Opinião

A utopia do teletrabalho

Carlos Sá Carneiro, consultor*

Num mundo ideal, os países seriam mais coesos e menos assimétricos; as cidades seriam mais verdes e menos congestionadas; as pessoas teriam melhor qualidade de vida e um maior equilíbrio nas esferas profissional, familiar e pessoal.

Mas e se fosse realmente possível desenvolver e dar nova vida ao interior, retirar pressão às cidades e dar maior liberdade de escolha às pessoas na organização das suas vidas?

Sem cair na utopia dos mundos ideais, as necessidades geradas pela pandemia em curso convertem-se em oportunidades que o futuro não pode ignorar. E seria um erro histórico não considerar o poder transformador do teletrabalho, agora na era digital, no plano social, económico, ambiental e territorial.
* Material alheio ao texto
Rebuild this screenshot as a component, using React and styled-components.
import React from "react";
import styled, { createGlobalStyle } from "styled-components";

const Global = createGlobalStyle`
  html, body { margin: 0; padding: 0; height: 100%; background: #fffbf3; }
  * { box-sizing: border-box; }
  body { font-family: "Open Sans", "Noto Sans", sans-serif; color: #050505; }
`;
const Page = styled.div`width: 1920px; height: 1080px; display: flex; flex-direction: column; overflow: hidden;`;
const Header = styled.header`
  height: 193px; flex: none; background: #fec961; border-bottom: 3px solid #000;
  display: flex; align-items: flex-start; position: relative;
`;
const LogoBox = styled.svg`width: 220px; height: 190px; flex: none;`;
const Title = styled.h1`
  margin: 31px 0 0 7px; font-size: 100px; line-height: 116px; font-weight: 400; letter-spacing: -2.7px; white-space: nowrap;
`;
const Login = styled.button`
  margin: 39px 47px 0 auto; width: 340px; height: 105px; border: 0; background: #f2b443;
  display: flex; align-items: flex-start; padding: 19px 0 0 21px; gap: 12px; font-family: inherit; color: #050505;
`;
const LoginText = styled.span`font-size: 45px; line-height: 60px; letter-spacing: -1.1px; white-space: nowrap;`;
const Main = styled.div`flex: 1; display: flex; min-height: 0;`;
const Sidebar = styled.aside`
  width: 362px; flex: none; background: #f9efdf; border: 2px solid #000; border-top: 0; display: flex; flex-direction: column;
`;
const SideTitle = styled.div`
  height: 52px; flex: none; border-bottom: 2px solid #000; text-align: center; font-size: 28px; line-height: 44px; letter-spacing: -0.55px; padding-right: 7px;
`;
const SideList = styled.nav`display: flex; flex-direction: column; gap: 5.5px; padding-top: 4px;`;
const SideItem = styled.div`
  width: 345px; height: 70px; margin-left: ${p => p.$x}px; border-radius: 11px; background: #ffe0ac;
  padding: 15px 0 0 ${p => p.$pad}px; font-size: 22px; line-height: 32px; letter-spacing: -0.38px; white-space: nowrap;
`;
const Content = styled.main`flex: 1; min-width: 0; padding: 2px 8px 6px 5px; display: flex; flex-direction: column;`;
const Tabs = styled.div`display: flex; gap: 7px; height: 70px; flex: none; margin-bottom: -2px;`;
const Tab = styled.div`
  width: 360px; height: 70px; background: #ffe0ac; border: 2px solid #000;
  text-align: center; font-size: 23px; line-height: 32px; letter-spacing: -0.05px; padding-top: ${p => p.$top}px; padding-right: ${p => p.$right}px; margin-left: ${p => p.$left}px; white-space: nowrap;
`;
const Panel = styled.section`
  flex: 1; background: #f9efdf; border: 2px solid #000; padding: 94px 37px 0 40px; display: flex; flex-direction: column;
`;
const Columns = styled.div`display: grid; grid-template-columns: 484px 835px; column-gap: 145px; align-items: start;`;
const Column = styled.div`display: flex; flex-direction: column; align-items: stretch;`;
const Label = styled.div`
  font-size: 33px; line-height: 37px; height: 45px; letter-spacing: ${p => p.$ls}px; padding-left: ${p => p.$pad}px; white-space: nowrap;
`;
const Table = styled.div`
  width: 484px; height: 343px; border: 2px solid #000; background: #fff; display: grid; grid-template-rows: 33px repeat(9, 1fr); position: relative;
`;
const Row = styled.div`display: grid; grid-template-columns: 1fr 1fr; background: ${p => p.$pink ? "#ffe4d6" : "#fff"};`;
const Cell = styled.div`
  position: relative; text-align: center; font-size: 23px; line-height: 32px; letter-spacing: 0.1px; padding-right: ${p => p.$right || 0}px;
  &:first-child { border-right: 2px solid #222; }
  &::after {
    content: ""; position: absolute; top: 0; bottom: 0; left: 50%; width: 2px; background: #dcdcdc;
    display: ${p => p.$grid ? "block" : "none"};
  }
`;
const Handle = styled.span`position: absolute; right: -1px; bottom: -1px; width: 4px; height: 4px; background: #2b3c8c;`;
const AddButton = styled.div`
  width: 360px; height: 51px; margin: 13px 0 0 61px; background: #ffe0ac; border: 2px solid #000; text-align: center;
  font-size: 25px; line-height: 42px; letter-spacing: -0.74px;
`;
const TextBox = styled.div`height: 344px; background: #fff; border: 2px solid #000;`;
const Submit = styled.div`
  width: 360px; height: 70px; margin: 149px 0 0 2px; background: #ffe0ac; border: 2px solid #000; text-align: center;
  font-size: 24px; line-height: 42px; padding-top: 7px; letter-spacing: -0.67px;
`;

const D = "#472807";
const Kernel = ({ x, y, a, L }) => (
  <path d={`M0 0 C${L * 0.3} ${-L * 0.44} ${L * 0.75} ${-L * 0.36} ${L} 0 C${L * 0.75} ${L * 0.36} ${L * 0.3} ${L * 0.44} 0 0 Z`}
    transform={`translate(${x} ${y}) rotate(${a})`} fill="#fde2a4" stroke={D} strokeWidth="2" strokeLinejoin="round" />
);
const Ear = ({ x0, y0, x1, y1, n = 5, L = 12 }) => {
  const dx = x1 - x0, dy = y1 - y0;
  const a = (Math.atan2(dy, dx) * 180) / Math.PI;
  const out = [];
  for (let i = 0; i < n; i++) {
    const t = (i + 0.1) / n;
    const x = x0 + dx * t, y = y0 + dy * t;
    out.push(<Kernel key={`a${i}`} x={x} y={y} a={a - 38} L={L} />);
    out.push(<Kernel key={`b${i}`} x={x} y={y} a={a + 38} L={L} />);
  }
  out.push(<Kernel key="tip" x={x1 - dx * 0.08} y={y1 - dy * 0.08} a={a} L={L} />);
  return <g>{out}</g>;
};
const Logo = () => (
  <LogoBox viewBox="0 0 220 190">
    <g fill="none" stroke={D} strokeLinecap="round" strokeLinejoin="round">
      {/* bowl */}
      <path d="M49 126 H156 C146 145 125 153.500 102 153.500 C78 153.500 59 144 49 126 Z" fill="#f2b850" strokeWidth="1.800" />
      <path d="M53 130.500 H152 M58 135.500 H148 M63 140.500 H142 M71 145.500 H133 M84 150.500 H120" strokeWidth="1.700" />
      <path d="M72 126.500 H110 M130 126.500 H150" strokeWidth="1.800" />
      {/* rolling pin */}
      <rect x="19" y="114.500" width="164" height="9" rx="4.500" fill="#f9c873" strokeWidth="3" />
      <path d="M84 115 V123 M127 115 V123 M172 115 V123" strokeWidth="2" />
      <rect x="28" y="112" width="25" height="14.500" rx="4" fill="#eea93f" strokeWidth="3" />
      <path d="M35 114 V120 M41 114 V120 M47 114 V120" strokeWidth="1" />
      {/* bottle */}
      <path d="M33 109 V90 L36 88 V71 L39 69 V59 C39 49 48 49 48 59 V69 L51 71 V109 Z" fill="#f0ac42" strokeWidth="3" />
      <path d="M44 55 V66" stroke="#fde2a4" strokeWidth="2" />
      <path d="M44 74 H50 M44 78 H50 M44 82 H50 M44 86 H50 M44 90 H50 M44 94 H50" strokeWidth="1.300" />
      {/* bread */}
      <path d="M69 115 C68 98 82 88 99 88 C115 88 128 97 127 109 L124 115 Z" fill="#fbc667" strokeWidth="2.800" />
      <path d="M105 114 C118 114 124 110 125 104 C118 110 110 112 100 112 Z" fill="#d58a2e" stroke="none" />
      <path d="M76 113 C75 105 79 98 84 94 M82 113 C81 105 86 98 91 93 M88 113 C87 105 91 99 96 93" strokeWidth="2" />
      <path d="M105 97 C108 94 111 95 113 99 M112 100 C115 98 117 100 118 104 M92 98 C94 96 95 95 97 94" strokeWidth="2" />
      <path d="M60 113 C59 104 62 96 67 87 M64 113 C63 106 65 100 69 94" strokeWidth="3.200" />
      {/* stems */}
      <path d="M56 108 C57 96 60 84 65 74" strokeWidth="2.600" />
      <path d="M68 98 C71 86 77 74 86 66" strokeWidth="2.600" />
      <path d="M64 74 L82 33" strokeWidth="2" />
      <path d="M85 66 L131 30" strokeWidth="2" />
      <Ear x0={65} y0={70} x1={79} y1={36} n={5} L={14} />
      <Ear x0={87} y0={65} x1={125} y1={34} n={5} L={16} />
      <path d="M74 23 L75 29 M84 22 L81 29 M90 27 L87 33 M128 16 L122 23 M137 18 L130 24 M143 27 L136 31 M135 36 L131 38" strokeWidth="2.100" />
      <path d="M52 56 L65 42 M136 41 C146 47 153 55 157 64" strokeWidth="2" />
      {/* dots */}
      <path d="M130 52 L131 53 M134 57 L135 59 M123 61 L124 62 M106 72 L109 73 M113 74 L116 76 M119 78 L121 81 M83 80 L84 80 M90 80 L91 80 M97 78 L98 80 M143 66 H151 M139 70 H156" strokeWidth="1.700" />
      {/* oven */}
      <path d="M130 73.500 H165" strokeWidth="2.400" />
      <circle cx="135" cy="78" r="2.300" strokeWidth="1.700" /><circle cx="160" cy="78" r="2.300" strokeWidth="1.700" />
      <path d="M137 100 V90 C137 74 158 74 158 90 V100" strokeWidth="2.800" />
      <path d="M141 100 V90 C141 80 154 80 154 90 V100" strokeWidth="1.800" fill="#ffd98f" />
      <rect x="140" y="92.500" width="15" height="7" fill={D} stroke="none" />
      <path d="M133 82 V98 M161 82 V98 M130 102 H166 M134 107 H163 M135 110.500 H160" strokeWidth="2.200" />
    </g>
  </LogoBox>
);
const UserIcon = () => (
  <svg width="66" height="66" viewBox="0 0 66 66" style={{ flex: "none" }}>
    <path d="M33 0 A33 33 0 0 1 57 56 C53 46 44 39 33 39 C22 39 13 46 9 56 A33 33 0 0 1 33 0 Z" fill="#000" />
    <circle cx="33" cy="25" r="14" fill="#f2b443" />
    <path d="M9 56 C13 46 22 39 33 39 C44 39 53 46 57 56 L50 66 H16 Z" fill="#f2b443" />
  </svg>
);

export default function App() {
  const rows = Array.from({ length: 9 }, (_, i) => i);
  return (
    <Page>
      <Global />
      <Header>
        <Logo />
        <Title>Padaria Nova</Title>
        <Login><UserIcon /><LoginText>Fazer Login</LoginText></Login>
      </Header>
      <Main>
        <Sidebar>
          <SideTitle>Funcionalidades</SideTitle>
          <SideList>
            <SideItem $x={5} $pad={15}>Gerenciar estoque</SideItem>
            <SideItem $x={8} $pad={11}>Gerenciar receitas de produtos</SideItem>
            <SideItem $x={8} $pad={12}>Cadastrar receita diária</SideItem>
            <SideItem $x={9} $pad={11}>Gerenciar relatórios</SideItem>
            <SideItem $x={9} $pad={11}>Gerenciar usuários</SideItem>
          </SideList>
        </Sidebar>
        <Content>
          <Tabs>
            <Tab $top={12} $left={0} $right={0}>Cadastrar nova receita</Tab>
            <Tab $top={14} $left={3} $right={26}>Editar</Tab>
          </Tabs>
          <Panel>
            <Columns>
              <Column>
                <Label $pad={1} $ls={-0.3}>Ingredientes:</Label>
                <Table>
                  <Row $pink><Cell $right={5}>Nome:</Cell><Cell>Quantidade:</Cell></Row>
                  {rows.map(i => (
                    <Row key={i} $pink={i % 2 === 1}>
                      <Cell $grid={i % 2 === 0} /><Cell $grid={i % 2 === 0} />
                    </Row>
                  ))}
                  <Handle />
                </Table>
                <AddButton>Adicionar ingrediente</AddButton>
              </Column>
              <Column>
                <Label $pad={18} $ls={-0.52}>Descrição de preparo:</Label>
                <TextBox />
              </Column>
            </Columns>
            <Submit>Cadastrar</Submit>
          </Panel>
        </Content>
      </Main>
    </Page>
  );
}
Como em muitos outros países, também no caso nacional quase metade da população encontra-se concentrada nas grandes áreas metropolitanas de Lisboa e do Porto, para onde foi partindo, ao longo das últimas décadas, em busca de melhores condições de vida e de trabalho. A concentração de recursos, nomeadamente qualificados, determinou que empresas e serviços se fixassem, também eles, nos grandes centros urbanos. A procura foi pressionando o preço dos imóveis, progressivamente encaminhando a população para zonas mais periféricas, obrigando a longas deslocações entre domicílio e local de trabalho e aumentando a pegada de carbono coletiva. E a fixação ditada pelo local de trabalho foi relegando para segundo plano a tal procura de melhores condições de vida, em sentido mais lato.

Por uma vez, temos a maturidade tecnológica, o espaço e o tempo adequados para inverter esta tendência, repensando o funcionamento de empresas e de organismos e o modo de prestação e de organização do trabalho. O modelo do trabalho à distância e do teletrabalho tem sido maciçamente testado – diga-se, mais por obrigação do que por opção – com resultados muito positivos, nomeadamente em termos de produtividade. E apesar de não ser isento de riscos (como o do isolamento ou de uma menor separação entre a vida profissional e familiar), as vantagens apresentadas superam claramente as desvantagens.

Regular o teletrabalho, atenuando riscos e permitindo a sua rápida aplicação ao setor publico e privado e a todas aquelas atividades que não requeiram trabalho presencial, significa conceder a um largo conjunto de pessoas liberdade para escolher onde e como querem organizar e desenvolver as suas vidas, ao mesmo tempo que reforça a atratividade de outras localidades, nomeadamente do interior, para fins que não sejam apenas naturais e turísticos.

Não sei se o trabalho à distância e o teletrabalho (ou os tão falados modelos híbridos) resolvem todos os problemas. Não sei sequer se podem chegar lá perto. Mas sei que vale bem a pena aproveitarmos o momento que vivemos para fazer mudanças que façam realmente a diferença.

*Equipa de Coordenação – Plataforma Portugal Agora


Carlos Sá Carneiro é responsável pelo desenvolvimento estratégico da Portugal Expo 2020 Dubai e professor convidado da Porto Business School (PBS). Anteriormente, foi diretor de New Business da Altice, tendo a seu cargo os departamentos de desenvolvimento de novos negócios, de smart cities e de empreendedorismo e start-ups. Nesse âmbito, foi responsável pelo lançamento do programa ENTER e da incubadora de empresas do Grupo.

Licenciou-se em Direito, área na qual concluiu a parte curricular do doutoramento. Completou o Programa Avançado de Gestão da PBS e possui Pós-Graduações em Direito Fiscal e em Contratos em Especial.

Ao longo da sua vida profissional foi fundador da Uppertech Consulting, Advisor da United Nations University (O.U. on Policy-Driven E-Gov), assessor do Primeiro-Ministro (2011-2015), sócio da CBSC e da GMSCC,  sociedades de advogados, consultor da Aderta (Madrid), co-diretor executivo da pós-graduação em Fiscalidade da UIFF/PwC e administrador da Antab, S.A. Complementarmente, tem participado como orador em conferências e congressos nas áreas da transformação digital, empreendedorismo e e-Gov.

Mantém uma participação cívica ativa enquanto membro do plataforma Portugal Agora, ex-coordenador do Grupo da Boavista e membro fundador do Grupo Portugal XXI, fóruns multipartidários dedicados à reflexão política, económica e social.